Integration of AI with advances in computational biology, genomics, and high-throughput screening is driving a paradigm shift toward data-driven, personalized, and adaptive drug discovery processes. However, challenges remain in data quality, interpretability, regulatory acceptance, and ethical governance. Continued collaboration between AI experts, pharmaceutical industry partners, and regulatory bodies will be essential to fully harness AI’s potential in creating safer, more effective, and accessible treatments.
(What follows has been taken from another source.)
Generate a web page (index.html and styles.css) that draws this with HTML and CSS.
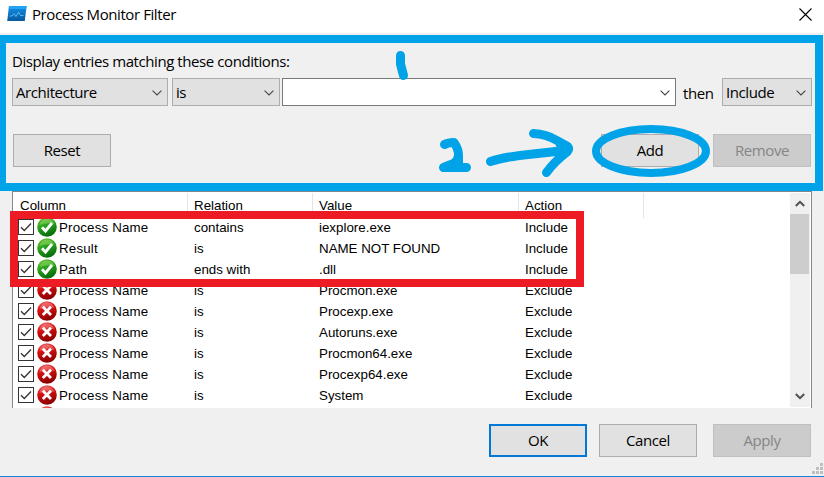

In this course, we will illustrate three applications of AI use in oncology clinical trials:

The setting of Phase III pivotal, registrational trials where there is a head-to-head definitive comparison with a survival endpoint that leverages real-world data and synthetic controls.
The Phase II single-arm setting with limited sample size using pick-the-winner approaches that optimize drug portfolio selection.
The causal inference setting in Phase I dose-finding studies where the aim is to compare different dose levels with respect to both safety and efficacy.

Prerequisites

Statistical knowledge required: general clinical trial design expertise. Examples include 2-arm sample size calculations with time-to-event endpoints, single-arm 2-stage Simon design, and model-based Phase I designs. No programming required.

Instructor Profiles

Alexia Iasonos, Memorial Sloan Kettering Cancer Center. Profile.

John O’Quigley, University College London. Publications.
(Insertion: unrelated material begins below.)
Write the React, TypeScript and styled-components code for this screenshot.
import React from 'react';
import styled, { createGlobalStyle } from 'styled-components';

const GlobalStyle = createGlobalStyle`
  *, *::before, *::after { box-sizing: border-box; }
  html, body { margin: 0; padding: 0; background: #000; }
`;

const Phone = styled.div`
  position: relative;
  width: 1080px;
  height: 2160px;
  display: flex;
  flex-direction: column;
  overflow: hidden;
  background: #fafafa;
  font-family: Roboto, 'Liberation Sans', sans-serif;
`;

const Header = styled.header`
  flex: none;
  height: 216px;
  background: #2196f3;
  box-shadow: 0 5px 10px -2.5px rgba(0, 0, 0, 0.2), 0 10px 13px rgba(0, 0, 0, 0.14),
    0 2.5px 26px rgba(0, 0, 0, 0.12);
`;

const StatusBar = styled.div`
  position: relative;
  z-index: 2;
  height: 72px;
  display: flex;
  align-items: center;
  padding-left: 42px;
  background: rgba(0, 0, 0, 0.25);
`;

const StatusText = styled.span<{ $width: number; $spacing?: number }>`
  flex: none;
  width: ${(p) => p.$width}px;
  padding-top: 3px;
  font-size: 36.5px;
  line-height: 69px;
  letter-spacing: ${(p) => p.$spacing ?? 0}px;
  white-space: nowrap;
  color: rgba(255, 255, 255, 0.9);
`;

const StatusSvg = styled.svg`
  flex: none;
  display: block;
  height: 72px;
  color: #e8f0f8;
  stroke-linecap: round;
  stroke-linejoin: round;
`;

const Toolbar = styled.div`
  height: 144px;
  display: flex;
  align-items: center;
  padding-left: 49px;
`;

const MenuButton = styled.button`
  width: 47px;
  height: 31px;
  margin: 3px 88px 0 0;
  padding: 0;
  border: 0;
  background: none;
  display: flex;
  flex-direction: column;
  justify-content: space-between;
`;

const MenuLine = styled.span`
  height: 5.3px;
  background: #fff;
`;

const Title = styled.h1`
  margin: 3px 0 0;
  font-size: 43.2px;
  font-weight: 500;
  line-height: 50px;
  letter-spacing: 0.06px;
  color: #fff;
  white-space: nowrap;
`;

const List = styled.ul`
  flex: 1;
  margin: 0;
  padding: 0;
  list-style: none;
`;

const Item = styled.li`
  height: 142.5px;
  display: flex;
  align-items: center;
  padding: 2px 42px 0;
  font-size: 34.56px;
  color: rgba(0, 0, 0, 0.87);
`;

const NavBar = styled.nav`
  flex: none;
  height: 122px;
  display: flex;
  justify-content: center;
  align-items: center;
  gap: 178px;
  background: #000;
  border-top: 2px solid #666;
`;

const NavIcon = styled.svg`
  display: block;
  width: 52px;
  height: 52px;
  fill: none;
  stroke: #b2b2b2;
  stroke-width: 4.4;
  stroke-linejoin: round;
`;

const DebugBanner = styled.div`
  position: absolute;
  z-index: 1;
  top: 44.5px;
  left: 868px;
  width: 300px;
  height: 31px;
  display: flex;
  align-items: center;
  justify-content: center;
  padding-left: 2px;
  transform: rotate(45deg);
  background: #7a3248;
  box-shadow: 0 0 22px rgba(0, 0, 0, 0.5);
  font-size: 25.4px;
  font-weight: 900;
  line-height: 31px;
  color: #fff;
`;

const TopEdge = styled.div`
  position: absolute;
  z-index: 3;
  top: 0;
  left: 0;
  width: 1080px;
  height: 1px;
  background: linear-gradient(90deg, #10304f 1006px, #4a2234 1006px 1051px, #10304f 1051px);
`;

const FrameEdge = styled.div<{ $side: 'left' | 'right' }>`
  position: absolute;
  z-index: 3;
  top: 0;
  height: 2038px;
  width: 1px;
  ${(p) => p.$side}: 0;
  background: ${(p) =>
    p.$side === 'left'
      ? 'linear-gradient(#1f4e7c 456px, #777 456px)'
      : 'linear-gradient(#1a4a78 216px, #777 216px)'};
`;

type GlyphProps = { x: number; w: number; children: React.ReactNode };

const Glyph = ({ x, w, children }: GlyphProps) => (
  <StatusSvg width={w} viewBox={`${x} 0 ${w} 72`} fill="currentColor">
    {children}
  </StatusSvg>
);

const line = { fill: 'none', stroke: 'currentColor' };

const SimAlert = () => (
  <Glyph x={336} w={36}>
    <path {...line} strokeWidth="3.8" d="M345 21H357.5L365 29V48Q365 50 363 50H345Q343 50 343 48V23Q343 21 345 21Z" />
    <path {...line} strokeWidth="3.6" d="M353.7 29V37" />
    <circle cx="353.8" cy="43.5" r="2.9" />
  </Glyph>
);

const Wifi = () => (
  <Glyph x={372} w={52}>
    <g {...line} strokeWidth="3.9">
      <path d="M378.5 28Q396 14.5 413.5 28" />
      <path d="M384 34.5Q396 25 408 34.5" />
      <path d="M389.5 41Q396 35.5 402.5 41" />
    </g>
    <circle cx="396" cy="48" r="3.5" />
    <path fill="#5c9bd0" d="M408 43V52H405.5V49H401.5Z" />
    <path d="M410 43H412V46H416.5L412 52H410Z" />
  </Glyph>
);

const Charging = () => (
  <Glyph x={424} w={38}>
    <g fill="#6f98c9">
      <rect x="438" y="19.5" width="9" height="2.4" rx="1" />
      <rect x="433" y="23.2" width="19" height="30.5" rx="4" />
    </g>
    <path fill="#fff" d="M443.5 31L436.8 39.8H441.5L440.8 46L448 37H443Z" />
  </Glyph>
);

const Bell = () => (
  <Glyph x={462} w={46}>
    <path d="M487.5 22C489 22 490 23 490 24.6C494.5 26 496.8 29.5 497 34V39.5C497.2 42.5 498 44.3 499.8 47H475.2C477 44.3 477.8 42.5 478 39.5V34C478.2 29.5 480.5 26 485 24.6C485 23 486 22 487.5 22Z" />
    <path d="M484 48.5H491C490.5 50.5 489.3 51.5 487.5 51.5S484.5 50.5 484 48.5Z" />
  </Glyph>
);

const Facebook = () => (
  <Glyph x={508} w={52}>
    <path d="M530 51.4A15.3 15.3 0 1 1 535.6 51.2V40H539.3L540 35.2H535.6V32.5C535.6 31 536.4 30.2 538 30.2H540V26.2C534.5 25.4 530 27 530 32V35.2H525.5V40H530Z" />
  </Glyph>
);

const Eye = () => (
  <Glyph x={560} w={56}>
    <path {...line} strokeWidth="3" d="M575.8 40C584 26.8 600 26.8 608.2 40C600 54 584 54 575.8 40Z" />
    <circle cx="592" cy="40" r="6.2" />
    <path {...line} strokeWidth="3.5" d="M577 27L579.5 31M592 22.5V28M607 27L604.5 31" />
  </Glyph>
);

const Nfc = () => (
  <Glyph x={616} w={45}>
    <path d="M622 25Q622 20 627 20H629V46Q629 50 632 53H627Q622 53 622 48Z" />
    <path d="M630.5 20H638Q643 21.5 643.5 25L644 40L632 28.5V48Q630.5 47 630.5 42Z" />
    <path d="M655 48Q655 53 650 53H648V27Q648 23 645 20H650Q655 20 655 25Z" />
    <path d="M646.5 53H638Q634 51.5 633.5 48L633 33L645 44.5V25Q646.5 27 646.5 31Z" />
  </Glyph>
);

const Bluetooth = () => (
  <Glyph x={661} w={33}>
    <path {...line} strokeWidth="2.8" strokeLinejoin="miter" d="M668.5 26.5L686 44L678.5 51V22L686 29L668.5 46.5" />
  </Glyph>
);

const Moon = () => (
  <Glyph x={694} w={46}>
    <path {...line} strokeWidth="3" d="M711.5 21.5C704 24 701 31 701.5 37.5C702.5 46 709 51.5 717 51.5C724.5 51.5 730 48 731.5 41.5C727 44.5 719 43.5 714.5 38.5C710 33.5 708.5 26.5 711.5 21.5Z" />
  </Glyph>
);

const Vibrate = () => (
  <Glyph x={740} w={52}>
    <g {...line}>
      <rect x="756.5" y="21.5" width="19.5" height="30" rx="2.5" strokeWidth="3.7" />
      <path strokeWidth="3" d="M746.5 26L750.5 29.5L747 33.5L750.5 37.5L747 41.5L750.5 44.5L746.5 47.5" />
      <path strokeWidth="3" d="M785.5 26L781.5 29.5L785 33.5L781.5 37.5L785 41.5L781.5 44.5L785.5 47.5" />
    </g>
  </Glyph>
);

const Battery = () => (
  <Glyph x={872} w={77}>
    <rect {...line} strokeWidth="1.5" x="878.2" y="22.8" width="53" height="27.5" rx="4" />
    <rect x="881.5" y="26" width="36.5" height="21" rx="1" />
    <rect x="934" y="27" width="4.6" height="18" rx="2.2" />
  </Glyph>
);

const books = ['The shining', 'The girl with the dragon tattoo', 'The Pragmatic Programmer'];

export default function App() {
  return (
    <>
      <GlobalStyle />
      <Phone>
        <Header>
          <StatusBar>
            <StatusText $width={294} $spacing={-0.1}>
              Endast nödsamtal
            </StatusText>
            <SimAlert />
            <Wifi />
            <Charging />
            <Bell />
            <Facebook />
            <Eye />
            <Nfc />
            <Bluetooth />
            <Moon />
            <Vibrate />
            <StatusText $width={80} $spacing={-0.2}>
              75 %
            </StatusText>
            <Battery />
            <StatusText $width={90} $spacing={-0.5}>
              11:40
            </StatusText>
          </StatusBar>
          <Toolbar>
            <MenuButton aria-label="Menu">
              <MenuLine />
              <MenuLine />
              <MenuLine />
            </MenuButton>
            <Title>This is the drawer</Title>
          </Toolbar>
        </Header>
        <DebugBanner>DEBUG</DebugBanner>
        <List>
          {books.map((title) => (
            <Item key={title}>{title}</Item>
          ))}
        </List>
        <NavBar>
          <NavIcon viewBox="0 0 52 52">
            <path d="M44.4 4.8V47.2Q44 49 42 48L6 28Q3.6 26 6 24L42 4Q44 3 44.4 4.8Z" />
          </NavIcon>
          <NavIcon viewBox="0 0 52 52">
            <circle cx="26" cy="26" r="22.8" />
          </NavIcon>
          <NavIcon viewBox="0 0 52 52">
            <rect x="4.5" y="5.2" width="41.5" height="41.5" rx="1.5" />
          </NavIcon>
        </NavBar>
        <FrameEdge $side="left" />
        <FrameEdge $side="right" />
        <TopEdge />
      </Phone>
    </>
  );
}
SC6 July 31, 2026 · 1:00 PM – 5:00 PM

Theory for Diffusion Models: Continuous and Discrete

Instructor: Sitan Chen, Harvard University

Course Description

This short course will overview recent theoretical developments in diffusion generative modeling over both continuous and discrete spaces. Following an overview of the basic notions underlying these models (Fokker-Planck, time reversal, flow matching, continuous Markov chains, etc.), the course will present three threads of research in this area: (1) discretization bounds which control the number of sampling steps needed to produce a sample with small statistical error; (2) provably correct algorithms for estimating the score function of a distribution and computational hardness results; and (3) methods for “steering” the outputs of diffusion-based samplers towards downstream objectives (e.g., guidance, sequential Monte Carlo, stochastic optimal control, etc.). While the focus will be on presenting rigorous results, the course will also be an opportunity to surface contemporary challenges which do not yet possess a crisp mathematical framing, but which could benefit from a more principled statistical and algorithmic lens.

Prerequisites

Familiarity with the basics of convex optimization, log-concave sampling, and high-dimensional probability is encouraged.

Instructor Biography

Sitan Chen is an Assistant Professor of Computer Science at Harvard University, where he is a member of the Theory of Computation, the ML Foundations group, and the Harvard Quantum Initiative. Previously, he was an NSF math postdoc at UC Berkeley, after completing his PhD in EECS at MIT in 2021. He is broadly interested in algorithmic questions about learning from data, most recently related to the science and theory of diffusion generative modeling, and the design of quantum protocols for learning about the physical universe. His work has been recognized with an NSF CAREER award, an ICML Outstanding Paper Award, and the Harvard Dean’s Competitive Fund for Promising Scholarship.